Identifying these gaps is the necessary precursor to establishing the multi-stakeholder partnerships required to bridge them.

Solving systemic infrastructure challenges requires “coordinated partnerships” rather than isolated corporate actions. The Nelson Mandela Bay Municipality (NMBM) case study, presented by Lyle Francis, provides a blueprint for successful public-private intervention.

 


This partnership between NMBM, SWPN, and private funders (SAB/AB InBev) demonstrated several critical governance components:

 

  • The Memorandum of Understanding (MOU): This was the foundational governance tool. Approved by the Council in July 2022, the MOU provided the necessary “legal/governance air cover” for private sector involvement in municipal infrastructure.

     

  • The “No Funding Transfer” Model: Crucially, the private sector provided technical support and professional service providers rather than a direct transfer of cash to the municipality. This approach avoided internal administrative bottlenecks and red tape, ensuring that funding was applied directly to engineering solutions.

     

  • Professional Oversight: The use of local consulting engineers ensured that designs were sound and construction was monitored to high standards, bridging the municipal technical capacity gap.

Quantitative Project Results: A Value for Money Summary

The NMBM partnership demonstrates that targeted investment, when properly governed, yields high-impact results:
  • Total Funding Utilized: 2.5 million Rand.

     

  • Phase 1 Savings: 3.3 ML/day via five District Metered Areas (DMAs).

     

  • Phase 2 Savings: 2.2 ML/day.

     

  • Total Impact: 5.5 Megalitres (ML) per day saved.

     

  • Strategic Outcome: This represents a significant return on investment, proving that partnerships can effectively scale local solutions and reduce real losses while improving billing accuracy.


This model encourages a shift in corporate responsibility, where businesses move beyond being merely “good citizens” to becoming
“active citizens” who intervene strategically to protect the shared resource.

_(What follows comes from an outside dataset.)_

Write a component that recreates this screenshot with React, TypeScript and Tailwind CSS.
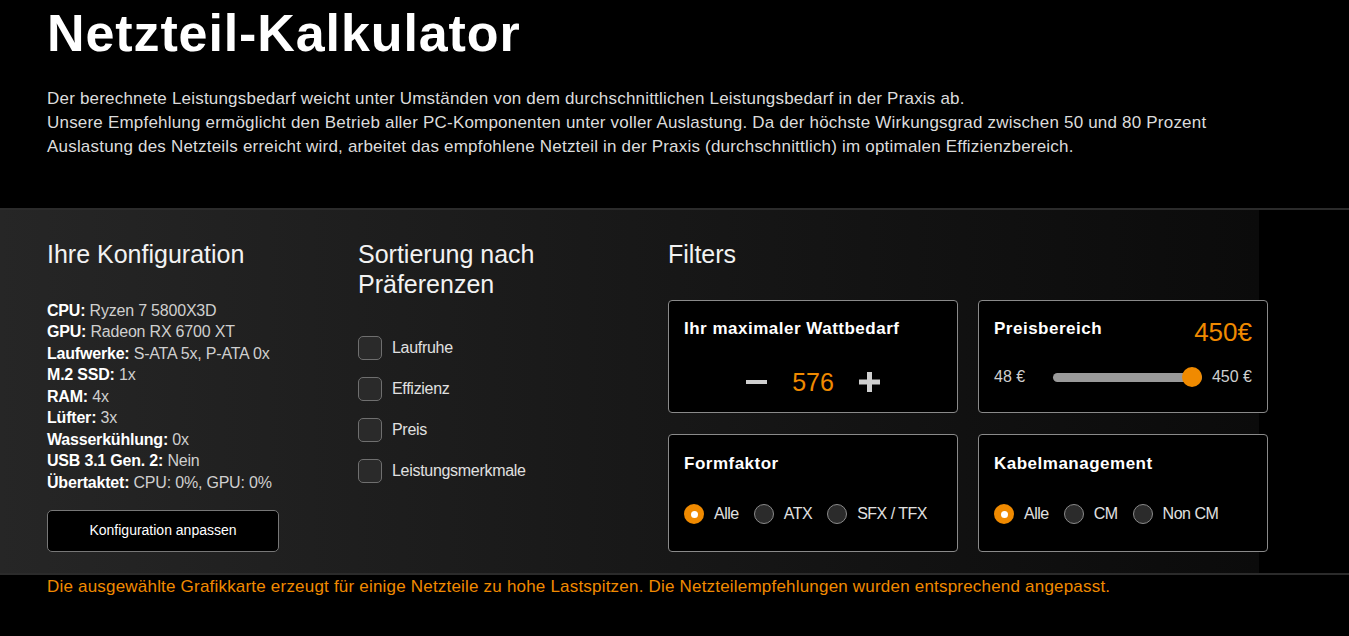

The distinction between “Good Citizen” and “Active Citizen” models is vital for corporate leadership. Mike Müller introduced a critical framework for Boards to evaluate their risk: the distinction between “Rivers and Lakes” (Water Resource) and “Taps and Toilets” (Water Services). A resource risk is a supply-side, natural issue; a service risk is an infrastructure and delivery issue. Boards must understand which of these specifically threatens their operations.

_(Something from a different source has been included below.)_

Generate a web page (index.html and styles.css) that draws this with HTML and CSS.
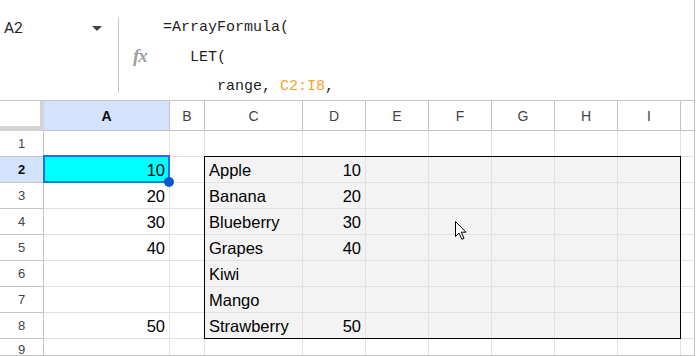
FILE: index.html
```html
<!DOCTYPE html>
<html lang="en">
<head>
  <meta charset="UTF-8">
  <title>Sheet</title>
  <link rel="stylesheet" href="styles.css">
</head>
<body>

<div class="app">
  <!-- formula bar -->
  <div class="fbar">
    <div class="namebox"><span>A2</span><span class="caret"></span></div>
    <div class="divider"></div>
    <div class="fx">fx</div>
<pre class="formula">=ArrayFormula(
   LET(
      range, <span class="ref">C2:I8</span>,</pre>
  </div>

  <!-- grid -->
  <div class="sheet">
    <div class="corner"></div>
    <div class="hd sel">A</div><div class="hd">B</div><div class="hd">C</div><div class="hd">D</div><div class="hd">E</div><div class="hd">F</div><div class="hd">G</div><div class="hd">H</div><div class="hd">I</div><div class="hd last"></div>

    <div class="rh">1</div>
    <div class="c"></div><div class="c"></div><div class="c"></div><div class="c"></div><div class="c"></div><div class="c"></div><div class="c"></div><div class="c"></div><div class="c"></div><div class="c last"></div>

    <div class="rh sel">2</div>
    <div class="c num cyan">10</div><div class="c"></div><div class="c g">Apple</div><div class="c g num">10</div><div class="c g"></div><div class="c g"></div><div class="c g"></div><div class="c g"></div><div class="c g"></div><div class="c last"></div>

    <div class="rh">3</div>
    <div class="c num">20</div><div class="c"></div><div class="c g">Banana</div><div class="c g num">20</div><div class="c g"></div><div class="c g"></div><div class="c g"></div><div class="c g"></div><div class="c g"></div><div class="c last"></div>

    <div class="rh">4</div>
    <div class="c num">30</div><div class="c"></div><div class="c g">Blueberry</div><div class="c g num">30</div><div class="c g"></div><div class="c g"></div><div class="c g"></div><div class="c g"></div><div class="c g"></div><div class="c last"></div>

    <div class="rh">5</div>
    <div class="c num">40</div><div class="c"></div><div class="c g">Grapes</div><div class="c g num">40</div><div class="c g"></div><div class="c g"></div><div class="c g"></div><div class="c g"></div><div class="c g"></div><div class="c last"></div>

    <div class="rh">6</div>
    <div class="c"></div><div class="c"></div><div class="c g">Kiwi</div><div class="c g"></div><div class="c g"></div><div class="c g"></div><div class="c g"></div><div class="c g"></div><div class="c g"></div><div class="c last"></div>

    <div class="rh">7</div>
    <div class="c"></div><div class="c"></div><div class="c g">Mango</div><div class="c g"></div><div class="c g"></div><div class="c g"></div><div class="c g"></div><div class="c g"></div><div class="c g"></div><div class="c last"></div>

    <div class="rh">8</div>
    <div class="c num">50</div><div class="c"></div><div class="c g">Strawberry</div><div class="c g num">50</div><div class="c g"></div><div class="c g"></div><div class="c g"></div><div class="c g"></div><div class="c g"></div><div class="c last"></div>

    <div class="rh r9">9</div>
    <div class="c"></div><div class="c"></div><div class="c"></div><div class="c"></div><div class="c"></div><div class="c"></div><div class="c"></div><div class="c"></div><div class="c"></div><div class="c last"></div>

    <!-- overlays -->
    <div class="range-box"></div>
    <div class="sel-box"></div>
    <div class="handle"></div>
    <svg class="cursor" width="13" height="20" viewBox="0 0 13 20">
      <path d="M0.5 0.5 L0.5 15.5 L4 12 L6.8 18.3 L9 17.3 L6.3 11.2 L11 11.2 Z" fill="#fff" stroke="#000" stroke-width="1" stroke-linejoin="miter"/>
    </svg>
  </div>
</div>

</body>
</html>
```

FILE: styles.css
```css
body {
  margin: 0;
  padding: 0;
  background: #fff;
  font-family: 'Liberation Sans', Arial, sans-serif;
}

.app {
  width: 695px;
  height: 356px;
  box-sizing: border-box;
  border-right: 1px solid #c4c4c4;
  border-bottom: 1px solid #c4c4c4;
  overflow: hidden;
}

/* formula bar */
.fbar {
  display: flex;
  height: 101px;
  box-sizing: border-box;
  border-bottom: 1px solid #c4c4c4;
}

.namebox {
  width: 118px;
  box-sizing: border-box;
  padding: 18px 0 0 4px;
  display: flex;
  align-items: flex-start;
  font-family: Roboto, sans-serif;
  font-size: 15.5px;
  line-height: 20px;
  color: #1f1f1f;
}

.namebox span:first-child {
  flex: 1;
}

.caret {
  width: 0;
  height: 0;
  margin: 8px 16px 0 0;
  border-left: 5px solid transparent;
  border-right: 5px solid transparent;
  border-top: 5px solid #444;
}

.divider {
  width: 1px;
  height: 75px;
  margin-top: 18px;
  background: #c7c7c7;
}

.fx {
  width: 44px;
  box-sizing: border-box;
  padding: 46px 0 0 14px;
  font-family: 'Liberation Serif', serif;
  font-style: italic;
  font-weight: bold;
  font-size: 19px;
  line-height: 20px;
  color: #a0a0a0;
  letter-spacing: -1px;
}

.formula {
  margin: 0;
  padding-top: 13px;
  font-family: 'Liberation Mono', monospace;
  font-size: 15px;
  line-height: 29.5px;
  color: #1f1f1f;
}

.ref {
  color: #f6a135;
}

/* grid */
.sheet {
  position: relative;
  display: grid;
  grid-template-columns: 44px 126px 35px 98px repeat(6, 63px) 13px;
  grid-template-rows: 30px repeat(8, 26px) 26px;
}

.corner {
  box-sizing: border-box;
  background: #fff;
  border-right: 4px solid #d4d4d4;
  border-bottom: 5px solid #d4d4d4;
}

.hd {
  box-sizing: border-box;
  border-right: 1px solid #c4c4c4;
  border-bottom: 1px solid #c4c4c4;
  display: flex;
  align-items: center;
  justify-content: center;
  font-size: 14px;
  color: #444;
}

.rh {
  box-sizing: border-box;
  border-right: 1px solid #c4c4c4;
  border-bottom: 1px solid #c4c4c4;
  display: flex;
  align-items: center;
  justify-content: center;
  font-size: 13px;
  color: #444;
}

.rh.r9 {
  align-items: flex-start;
  padding-top: 3px;
}

.hd.sel, .rh.sel {
  background: #d3e3fd;
  color: #0b0b0b;
  font-weight: bold;
}

.c {
  box-sizing: border-box;
  border-right: 1px solid #e1e1e1;
  border-bottom: 1px solid #e1e1e1;
  padding: 1px 4px 0;
  font-size: 16.5px;
  line-height: 24px;
  color: #000;
  white-space: nowrap;
  overflow: hidden;
}

.c.last, .hd.last {
  border-right: none;
}

.num {
  text-align: right;
}

.g {
  background: #f3f3f3;
}

.cyan {
  background: #00ffff;
}

/* overlays */
.range-box {
  position: absolute;
  left: 204px;
  top: 55px;
  width: 477px;
  height: 183px;
  box-sizing: border-box;
  border: 1px solid #000;
}

.sel-box {
  position: absolute;
  left: 43px;
  top: 54px;
  width: 127px;
  height: 28px;
  box-sizing: border-box;
  border: 2px solid #1a73e8;
}

.handle {
  position: absolute;
  left: 164px;
  top: 76px;
  width: 10px;
  height: 10px;
  border-radius: 50%;
  background: #0b57d0;
}

.cursor {
  position: absolute;
  left: 455px;
  top: 120px;
}
```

Müller highlighted that corporate water stewardship occupies only a small fraction of the wider public policy universe. To protect their own interests, corporates must engage as active citizens:
  • Participate in Policy Development: Corporates should contribute expertise to policy implementation, speaking the language of the public sector to promote wider security.
  • Support Regulatory Strengthening: Active citizens support the strengthening of regulatory authorities to ensure a level playing field and reliable service.
  • Strategic Intervention: Participating in the wider water security framework is not altruism; it is a strategic intervention to prevent a failing watershed. A company cannot be resilient in a failing ecosystem; a degraded watershed eventually leads to stranded corporate assets.

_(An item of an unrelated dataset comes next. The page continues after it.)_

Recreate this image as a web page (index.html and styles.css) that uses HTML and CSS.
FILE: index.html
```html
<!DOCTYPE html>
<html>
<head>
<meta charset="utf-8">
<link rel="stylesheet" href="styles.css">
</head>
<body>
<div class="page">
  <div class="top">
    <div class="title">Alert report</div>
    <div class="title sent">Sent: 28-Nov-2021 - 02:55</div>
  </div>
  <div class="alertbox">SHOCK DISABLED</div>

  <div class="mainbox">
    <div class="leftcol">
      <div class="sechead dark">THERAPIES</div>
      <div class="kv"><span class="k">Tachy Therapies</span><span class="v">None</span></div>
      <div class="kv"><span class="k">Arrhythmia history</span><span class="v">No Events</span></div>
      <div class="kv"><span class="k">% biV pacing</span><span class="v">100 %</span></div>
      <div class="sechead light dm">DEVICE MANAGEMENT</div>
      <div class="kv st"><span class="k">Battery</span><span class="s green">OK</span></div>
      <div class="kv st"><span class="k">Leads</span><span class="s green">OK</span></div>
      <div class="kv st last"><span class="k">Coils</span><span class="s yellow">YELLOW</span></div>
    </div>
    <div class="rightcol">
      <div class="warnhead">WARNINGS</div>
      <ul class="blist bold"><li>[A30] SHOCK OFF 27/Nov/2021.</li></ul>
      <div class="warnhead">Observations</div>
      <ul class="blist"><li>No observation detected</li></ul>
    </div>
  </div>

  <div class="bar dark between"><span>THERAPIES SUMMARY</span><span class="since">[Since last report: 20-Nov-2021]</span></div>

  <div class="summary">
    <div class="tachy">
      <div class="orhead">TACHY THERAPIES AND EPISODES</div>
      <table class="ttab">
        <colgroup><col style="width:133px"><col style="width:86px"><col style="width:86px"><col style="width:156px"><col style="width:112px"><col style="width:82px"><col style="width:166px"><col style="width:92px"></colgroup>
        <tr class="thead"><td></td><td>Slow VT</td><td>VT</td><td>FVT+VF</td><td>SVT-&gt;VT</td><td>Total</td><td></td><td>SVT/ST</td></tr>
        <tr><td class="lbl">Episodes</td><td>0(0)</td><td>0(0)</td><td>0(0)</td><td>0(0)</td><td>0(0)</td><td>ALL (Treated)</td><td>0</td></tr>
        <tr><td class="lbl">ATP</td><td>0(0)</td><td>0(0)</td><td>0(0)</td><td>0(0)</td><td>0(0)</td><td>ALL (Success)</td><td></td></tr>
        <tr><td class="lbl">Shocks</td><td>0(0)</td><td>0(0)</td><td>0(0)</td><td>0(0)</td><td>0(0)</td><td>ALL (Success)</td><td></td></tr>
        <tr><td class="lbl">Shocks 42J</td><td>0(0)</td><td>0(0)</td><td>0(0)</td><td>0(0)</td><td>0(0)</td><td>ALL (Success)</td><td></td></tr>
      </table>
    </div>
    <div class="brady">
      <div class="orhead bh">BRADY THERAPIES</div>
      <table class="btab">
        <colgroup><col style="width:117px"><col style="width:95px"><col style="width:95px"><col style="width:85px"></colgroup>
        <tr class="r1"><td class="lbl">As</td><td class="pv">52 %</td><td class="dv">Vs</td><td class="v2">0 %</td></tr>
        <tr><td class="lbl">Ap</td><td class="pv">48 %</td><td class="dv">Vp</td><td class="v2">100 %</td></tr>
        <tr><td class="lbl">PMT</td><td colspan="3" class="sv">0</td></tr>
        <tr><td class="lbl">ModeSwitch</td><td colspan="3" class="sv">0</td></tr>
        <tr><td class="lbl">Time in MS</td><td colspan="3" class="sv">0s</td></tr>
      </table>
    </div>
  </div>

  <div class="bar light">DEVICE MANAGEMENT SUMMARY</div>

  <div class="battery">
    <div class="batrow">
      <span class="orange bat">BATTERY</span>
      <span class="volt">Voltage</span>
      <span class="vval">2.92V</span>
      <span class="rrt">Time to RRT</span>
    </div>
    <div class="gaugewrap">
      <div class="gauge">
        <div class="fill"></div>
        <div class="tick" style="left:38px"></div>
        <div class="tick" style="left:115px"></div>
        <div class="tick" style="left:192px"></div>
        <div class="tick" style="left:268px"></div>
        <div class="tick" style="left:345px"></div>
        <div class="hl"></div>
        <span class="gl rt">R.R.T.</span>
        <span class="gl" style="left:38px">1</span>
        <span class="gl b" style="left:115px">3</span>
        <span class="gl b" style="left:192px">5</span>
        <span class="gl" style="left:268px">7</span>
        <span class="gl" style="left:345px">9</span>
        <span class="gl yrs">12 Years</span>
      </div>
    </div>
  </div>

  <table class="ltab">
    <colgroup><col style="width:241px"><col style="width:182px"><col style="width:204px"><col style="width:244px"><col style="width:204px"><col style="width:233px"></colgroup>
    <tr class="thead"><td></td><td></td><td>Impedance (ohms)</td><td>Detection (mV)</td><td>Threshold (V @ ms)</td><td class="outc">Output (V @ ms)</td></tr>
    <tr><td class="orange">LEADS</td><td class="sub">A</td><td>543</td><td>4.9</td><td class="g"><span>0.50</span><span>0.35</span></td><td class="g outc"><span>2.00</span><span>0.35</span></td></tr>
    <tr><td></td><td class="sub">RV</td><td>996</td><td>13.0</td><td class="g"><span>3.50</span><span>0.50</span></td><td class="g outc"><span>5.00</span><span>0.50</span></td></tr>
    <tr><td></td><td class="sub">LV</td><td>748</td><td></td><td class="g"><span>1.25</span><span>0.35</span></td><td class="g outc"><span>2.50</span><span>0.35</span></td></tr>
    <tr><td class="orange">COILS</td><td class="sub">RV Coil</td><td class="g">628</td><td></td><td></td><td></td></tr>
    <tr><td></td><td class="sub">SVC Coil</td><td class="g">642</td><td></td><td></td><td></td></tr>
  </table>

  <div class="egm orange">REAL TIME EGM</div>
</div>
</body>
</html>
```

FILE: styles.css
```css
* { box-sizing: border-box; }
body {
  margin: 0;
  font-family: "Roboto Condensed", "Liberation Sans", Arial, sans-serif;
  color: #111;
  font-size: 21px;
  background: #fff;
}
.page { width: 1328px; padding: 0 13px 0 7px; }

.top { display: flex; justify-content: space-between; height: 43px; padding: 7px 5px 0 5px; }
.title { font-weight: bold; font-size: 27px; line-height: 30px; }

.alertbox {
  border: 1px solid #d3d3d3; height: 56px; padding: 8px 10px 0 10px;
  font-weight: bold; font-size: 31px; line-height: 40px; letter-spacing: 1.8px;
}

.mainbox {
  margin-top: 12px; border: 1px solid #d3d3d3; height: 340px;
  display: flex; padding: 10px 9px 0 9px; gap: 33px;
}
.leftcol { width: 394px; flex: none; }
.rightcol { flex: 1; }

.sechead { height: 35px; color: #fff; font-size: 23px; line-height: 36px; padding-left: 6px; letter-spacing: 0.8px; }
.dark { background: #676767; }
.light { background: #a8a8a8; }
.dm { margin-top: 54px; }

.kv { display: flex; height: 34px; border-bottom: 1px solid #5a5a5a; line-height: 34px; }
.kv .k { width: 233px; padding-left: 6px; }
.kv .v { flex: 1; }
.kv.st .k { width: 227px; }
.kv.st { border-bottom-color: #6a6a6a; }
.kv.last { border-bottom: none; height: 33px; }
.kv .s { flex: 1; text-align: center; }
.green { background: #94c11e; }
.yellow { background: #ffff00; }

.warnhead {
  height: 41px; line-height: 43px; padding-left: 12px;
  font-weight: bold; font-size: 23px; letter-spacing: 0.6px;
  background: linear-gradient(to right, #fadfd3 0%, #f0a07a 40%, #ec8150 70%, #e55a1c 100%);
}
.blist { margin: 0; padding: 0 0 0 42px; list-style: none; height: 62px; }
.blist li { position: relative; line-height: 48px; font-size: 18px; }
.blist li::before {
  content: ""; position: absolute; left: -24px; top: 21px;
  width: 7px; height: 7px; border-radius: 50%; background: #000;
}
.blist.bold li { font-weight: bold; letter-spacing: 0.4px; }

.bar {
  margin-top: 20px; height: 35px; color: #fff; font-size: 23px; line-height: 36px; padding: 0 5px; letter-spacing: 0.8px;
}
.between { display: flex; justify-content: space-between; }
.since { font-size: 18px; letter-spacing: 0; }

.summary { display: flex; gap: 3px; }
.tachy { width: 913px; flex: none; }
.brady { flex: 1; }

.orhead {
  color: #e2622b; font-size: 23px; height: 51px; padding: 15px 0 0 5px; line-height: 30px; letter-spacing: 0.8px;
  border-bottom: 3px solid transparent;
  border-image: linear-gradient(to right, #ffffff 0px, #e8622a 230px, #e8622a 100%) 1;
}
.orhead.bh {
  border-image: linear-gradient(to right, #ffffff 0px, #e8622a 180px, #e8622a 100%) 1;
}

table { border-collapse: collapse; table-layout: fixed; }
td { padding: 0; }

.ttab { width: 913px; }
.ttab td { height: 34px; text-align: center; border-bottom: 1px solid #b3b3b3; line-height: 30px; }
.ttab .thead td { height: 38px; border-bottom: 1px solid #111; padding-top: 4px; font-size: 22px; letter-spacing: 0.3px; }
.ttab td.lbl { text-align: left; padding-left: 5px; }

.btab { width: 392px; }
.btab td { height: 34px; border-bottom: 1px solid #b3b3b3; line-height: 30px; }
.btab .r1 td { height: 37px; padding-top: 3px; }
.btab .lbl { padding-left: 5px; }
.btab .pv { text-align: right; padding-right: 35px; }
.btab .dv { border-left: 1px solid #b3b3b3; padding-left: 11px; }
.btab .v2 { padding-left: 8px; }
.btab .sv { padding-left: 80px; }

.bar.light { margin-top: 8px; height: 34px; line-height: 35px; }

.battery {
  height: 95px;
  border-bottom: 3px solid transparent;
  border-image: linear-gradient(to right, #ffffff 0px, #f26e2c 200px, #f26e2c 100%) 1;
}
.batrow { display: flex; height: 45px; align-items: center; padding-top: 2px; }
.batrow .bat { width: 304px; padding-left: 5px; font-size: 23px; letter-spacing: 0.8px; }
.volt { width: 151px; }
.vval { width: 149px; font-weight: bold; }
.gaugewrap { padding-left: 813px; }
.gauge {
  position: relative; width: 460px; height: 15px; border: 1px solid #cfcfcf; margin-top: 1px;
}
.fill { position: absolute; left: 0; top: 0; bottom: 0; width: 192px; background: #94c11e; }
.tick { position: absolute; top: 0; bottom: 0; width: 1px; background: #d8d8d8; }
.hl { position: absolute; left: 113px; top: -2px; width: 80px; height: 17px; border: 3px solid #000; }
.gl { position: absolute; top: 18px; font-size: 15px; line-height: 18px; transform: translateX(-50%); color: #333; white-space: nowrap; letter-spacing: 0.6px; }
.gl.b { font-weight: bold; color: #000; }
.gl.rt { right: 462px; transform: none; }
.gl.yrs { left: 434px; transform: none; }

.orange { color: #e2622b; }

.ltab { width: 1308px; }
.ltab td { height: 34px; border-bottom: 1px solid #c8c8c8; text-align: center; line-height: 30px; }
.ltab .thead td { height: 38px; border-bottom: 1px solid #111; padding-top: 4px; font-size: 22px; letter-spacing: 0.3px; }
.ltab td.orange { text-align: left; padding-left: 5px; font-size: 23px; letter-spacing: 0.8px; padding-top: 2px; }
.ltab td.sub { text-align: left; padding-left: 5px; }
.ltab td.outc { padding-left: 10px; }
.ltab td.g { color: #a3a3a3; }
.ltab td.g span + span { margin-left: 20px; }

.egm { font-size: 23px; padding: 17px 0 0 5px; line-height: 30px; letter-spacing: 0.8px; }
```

In the face of the “Water-Energy-Food Nexus,” leadership must abandon siloed thinking.


The expert panelists provided a synthesis of five strategic mandates for the coming year:

  • Internal Systems Understanding: Leaders must move beyond high-level reports to understand exactly where their water originates and the specific technical limitations of those local systems (Rivers/Lakes vs. Taps/Toilets).
  • Nexus Thinking: Breaking the “silo mentality” is mandatory. Leaders must coordinate activities across water, energy, and agriculture to avoid duplication of effort and maximize resource efficiency.
  • Board-Level Integration: Water must be elevated from an environmental footnote to a core strategic risk, integrated into all capital allocation and risk management plans.
  • Demographic Empowerment: Governance must prioritize the empowerment of Youth and Women. This is not only a core “Social” pillar of ESG but a prerequisite for the economic stimulation required for regional stability.
  • Accountability & Consequence Management: Governance must have “teeth.” This includes clear performance metrics and support for consequence management, such as the potential revocation of licenses for persistent non-performance.


Water is not merely a resource to be managed; it is the foundation of human dignity and the primary catalyst for economic stimulation. Elevating its governance is no longer optional; it is the prerequisite for an organization’s future in an increasingly water-constrained world.

Glossary of Key Terms

  • Catchment Management Agency (CMA): A regulatory institution involved in the management of water resources within a defined water management area.

  • Common Pool Resource: An economic term used to describe water, suggesting it is a resource shared by many where exclusion is difficult, necessitating a compromise between public and private management.

  • CPD Certificate: Continuing Professional Development certificate; a document provided to participants of the webinar to prove engagement and professional learning.

  • District Metered Area (DMA): A defined zone in a water distribution system that can be isolated and monitored to measure water flow and identify real losses or leaks.

  • ESG (Environmental, Social, and Governance): A framework used by organizations to manage risks and create long-term value by focusing on sustainability, social responsibility, and ethical leadership.

  • Infrastructure Leakage Index: A technical scorecard used to measure the efficiency of water infrastructure and the extent of real water losses within a system.

  • Memorandum of Understanding (MOU): A formal agreement between parties—such as a municipality and a private network—outlining roles, responsibilities, and the framework for a partnership.

  • Non-Revenue Water (NRW): Water that is produced and “lost” before it reaches the customer, either through physical leaks (real losses) or through theft and inaccurate billing (apparent losses).

  • Strategic Water Partners Network (SWPN): A collaborative platform housed at the NEPAD Business Foundation that brings together government, business, and civil society to deliver water solutions.

  • Water-Energy-Food Nexus: An integrated approach to resource management that recognizes the interlinkages between water, energy, and food sectors, rather than treating them as isolated “silos.”

  • Water Security: The availability of an acceptable quantity and quality of water for health, livelihoods, and production, coupled with an acceptable level of water-related risks.

  • Water Stewardship: Moving beyond internal compliance to actively participating in the sustainable management of shared water resources and engaging in public policy for wider security.